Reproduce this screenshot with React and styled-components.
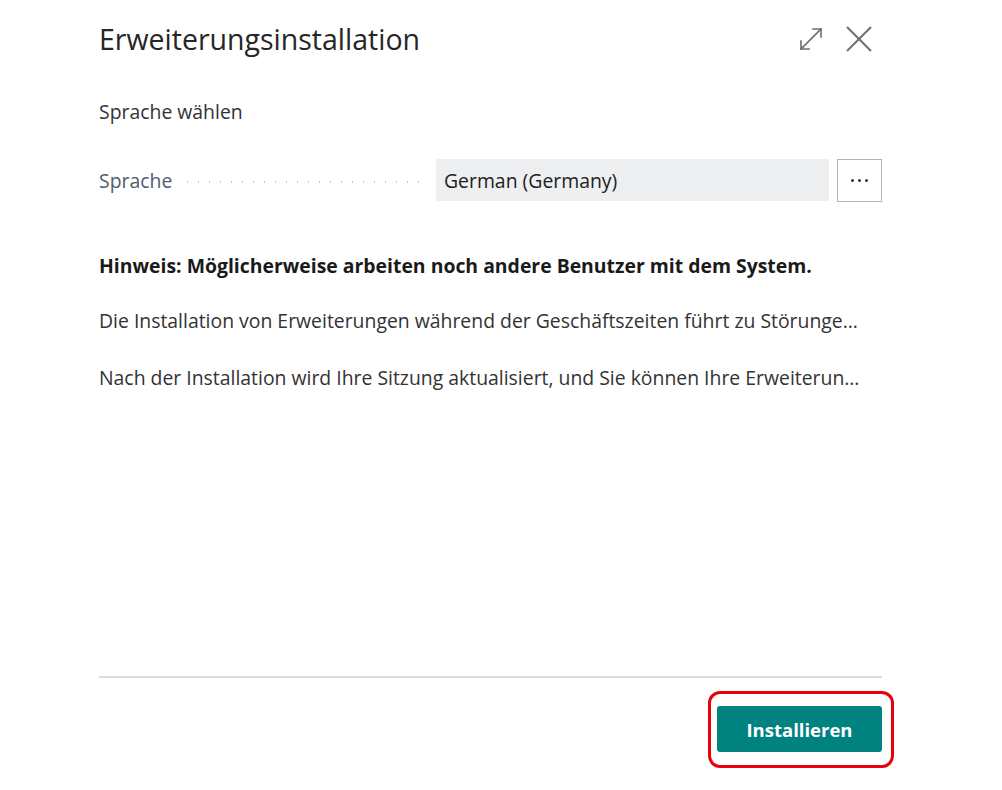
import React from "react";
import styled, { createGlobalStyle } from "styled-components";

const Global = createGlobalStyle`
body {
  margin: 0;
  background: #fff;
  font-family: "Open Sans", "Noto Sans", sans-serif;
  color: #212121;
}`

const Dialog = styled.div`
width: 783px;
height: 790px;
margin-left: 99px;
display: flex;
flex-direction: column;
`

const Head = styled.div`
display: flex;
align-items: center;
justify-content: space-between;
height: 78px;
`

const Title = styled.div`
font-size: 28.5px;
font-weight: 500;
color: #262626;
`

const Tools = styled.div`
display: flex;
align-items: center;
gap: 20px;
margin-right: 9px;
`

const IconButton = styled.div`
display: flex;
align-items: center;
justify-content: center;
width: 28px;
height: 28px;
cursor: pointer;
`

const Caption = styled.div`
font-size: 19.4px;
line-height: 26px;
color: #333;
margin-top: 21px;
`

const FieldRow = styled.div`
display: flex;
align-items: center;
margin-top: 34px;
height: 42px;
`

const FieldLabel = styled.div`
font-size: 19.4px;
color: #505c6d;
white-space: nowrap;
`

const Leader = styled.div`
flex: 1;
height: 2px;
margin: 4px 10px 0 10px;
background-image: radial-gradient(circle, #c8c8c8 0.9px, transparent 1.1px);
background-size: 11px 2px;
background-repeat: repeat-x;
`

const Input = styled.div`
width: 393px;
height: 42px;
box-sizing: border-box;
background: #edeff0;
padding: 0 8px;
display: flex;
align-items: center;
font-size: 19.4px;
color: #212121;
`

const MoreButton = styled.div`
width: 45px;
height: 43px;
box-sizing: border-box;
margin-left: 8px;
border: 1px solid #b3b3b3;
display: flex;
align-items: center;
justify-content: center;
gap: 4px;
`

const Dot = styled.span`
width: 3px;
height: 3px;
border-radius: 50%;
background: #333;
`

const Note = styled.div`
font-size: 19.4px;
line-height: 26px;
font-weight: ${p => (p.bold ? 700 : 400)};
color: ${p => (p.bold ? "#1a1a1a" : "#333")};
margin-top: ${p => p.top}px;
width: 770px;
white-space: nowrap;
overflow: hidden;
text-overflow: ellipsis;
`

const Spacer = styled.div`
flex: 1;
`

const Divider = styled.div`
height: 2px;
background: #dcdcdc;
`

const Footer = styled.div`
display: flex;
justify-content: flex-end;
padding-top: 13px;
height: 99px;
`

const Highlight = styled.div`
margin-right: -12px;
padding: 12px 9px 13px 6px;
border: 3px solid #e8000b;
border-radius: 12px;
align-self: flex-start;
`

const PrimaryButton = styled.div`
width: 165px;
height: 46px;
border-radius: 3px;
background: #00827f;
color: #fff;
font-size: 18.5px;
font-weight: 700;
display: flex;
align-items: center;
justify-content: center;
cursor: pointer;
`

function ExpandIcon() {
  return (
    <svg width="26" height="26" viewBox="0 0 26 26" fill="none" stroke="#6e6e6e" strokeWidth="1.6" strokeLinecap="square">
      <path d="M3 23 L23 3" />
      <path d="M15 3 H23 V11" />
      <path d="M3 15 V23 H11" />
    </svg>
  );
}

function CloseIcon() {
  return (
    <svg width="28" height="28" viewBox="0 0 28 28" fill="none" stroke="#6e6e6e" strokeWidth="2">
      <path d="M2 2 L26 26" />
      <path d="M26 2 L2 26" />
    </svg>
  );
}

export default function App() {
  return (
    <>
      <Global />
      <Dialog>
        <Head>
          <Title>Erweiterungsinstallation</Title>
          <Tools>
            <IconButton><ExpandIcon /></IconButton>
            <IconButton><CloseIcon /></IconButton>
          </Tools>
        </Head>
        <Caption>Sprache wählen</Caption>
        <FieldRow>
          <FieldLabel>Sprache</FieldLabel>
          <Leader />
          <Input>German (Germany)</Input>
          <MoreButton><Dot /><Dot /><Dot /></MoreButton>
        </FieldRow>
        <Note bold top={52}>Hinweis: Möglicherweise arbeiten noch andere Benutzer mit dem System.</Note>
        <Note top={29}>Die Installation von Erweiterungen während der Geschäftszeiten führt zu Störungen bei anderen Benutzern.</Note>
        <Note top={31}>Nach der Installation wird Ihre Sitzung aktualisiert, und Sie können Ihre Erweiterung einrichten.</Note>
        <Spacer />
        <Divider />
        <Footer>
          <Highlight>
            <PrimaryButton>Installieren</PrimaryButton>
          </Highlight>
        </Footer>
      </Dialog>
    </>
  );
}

-----

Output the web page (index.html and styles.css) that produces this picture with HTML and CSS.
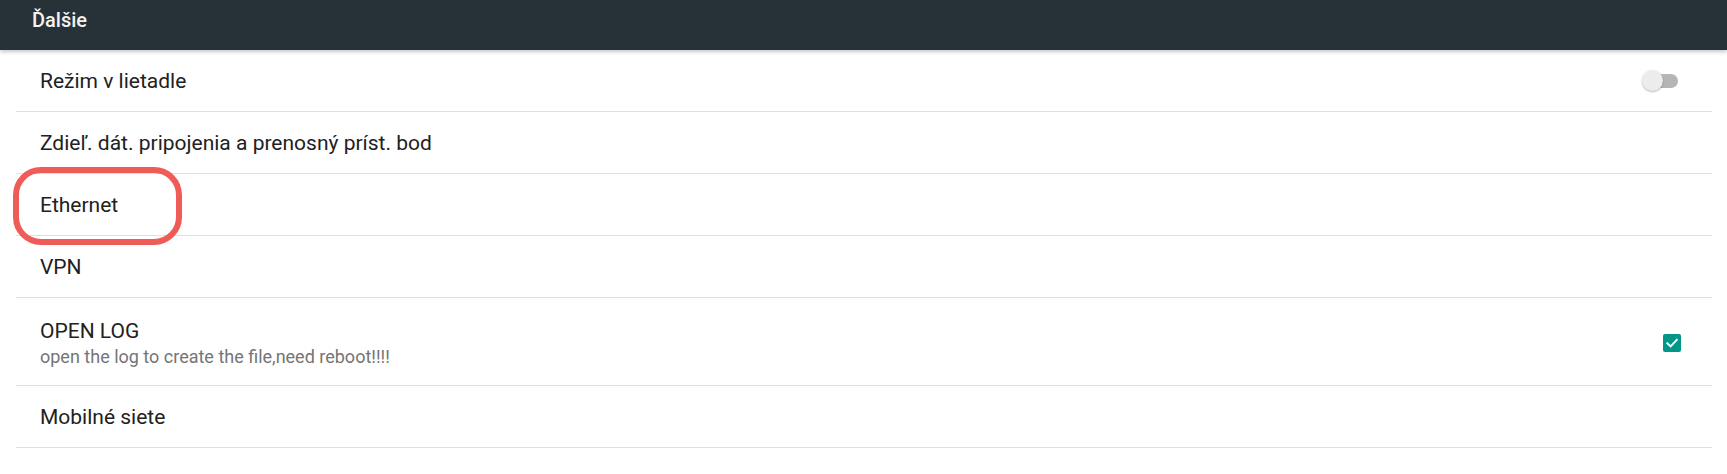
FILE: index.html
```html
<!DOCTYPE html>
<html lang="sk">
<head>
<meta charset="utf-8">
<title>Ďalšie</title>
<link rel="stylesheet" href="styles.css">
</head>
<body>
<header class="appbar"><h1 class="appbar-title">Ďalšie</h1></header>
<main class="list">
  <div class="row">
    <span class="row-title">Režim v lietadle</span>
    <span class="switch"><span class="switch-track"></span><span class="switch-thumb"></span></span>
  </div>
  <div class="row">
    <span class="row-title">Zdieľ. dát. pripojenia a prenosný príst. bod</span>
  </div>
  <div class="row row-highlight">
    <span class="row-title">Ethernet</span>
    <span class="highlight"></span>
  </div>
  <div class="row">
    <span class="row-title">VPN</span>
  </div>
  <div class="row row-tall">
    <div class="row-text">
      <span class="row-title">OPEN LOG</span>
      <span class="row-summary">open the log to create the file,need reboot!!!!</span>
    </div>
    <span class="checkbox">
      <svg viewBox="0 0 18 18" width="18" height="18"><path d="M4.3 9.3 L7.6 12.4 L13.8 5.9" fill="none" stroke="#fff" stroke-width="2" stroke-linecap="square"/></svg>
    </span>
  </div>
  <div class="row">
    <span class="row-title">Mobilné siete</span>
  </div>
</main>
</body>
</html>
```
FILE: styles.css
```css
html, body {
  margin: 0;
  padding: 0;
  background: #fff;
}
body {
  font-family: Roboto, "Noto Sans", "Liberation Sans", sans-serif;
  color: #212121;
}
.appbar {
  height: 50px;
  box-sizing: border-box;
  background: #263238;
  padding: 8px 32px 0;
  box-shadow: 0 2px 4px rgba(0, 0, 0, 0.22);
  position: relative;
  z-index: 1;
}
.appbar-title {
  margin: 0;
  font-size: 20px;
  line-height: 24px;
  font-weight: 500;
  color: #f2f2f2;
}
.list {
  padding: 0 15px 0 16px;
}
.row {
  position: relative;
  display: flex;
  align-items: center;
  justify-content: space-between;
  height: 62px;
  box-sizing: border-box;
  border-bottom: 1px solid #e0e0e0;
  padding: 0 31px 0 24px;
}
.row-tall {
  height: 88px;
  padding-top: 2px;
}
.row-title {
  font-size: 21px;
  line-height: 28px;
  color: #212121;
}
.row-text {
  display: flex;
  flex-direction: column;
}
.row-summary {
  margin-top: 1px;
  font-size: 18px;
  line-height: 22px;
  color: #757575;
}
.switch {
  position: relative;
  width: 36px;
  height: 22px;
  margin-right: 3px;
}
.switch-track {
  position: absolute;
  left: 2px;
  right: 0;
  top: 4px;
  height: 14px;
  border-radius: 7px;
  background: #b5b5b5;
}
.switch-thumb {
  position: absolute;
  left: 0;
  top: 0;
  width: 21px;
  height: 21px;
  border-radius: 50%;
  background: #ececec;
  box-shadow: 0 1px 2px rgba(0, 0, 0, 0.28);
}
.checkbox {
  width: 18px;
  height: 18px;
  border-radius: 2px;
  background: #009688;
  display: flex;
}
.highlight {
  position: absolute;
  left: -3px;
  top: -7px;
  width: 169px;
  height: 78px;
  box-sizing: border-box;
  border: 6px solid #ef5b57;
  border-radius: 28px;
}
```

-----

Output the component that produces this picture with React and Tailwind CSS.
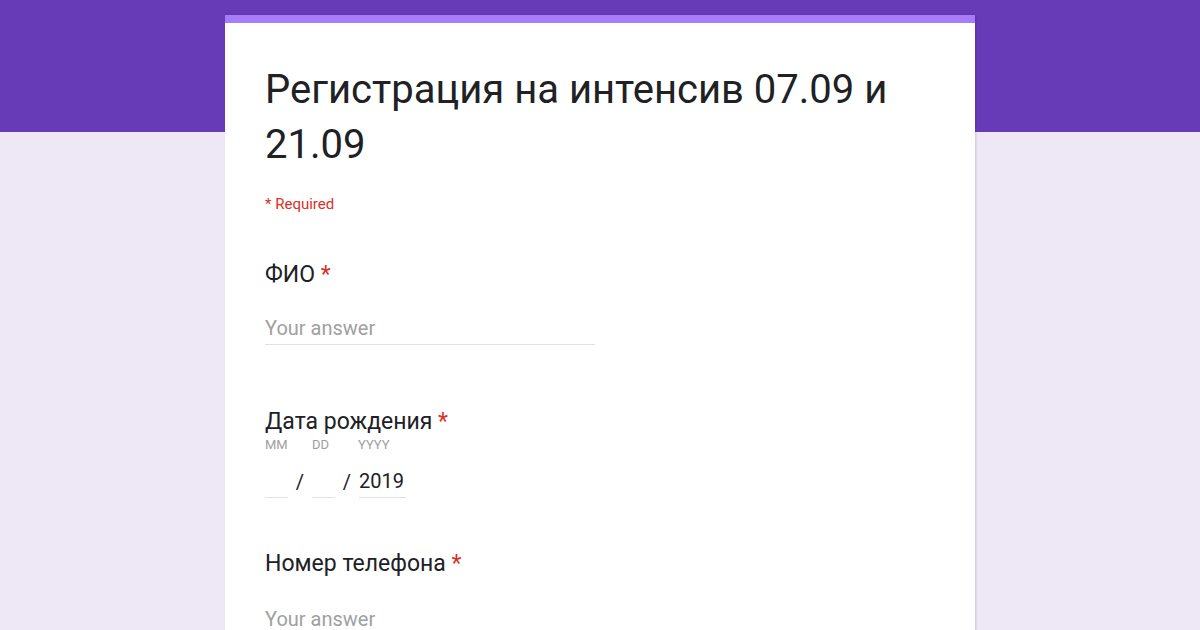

-----

Above are the records; copy every line in them that holds the word "React".

COMPLETE OUTPUT:
Reproduce this screenshot with React and styled-components.
import React from "react";
Output the component that produces this picture with React and Tailwind CSS.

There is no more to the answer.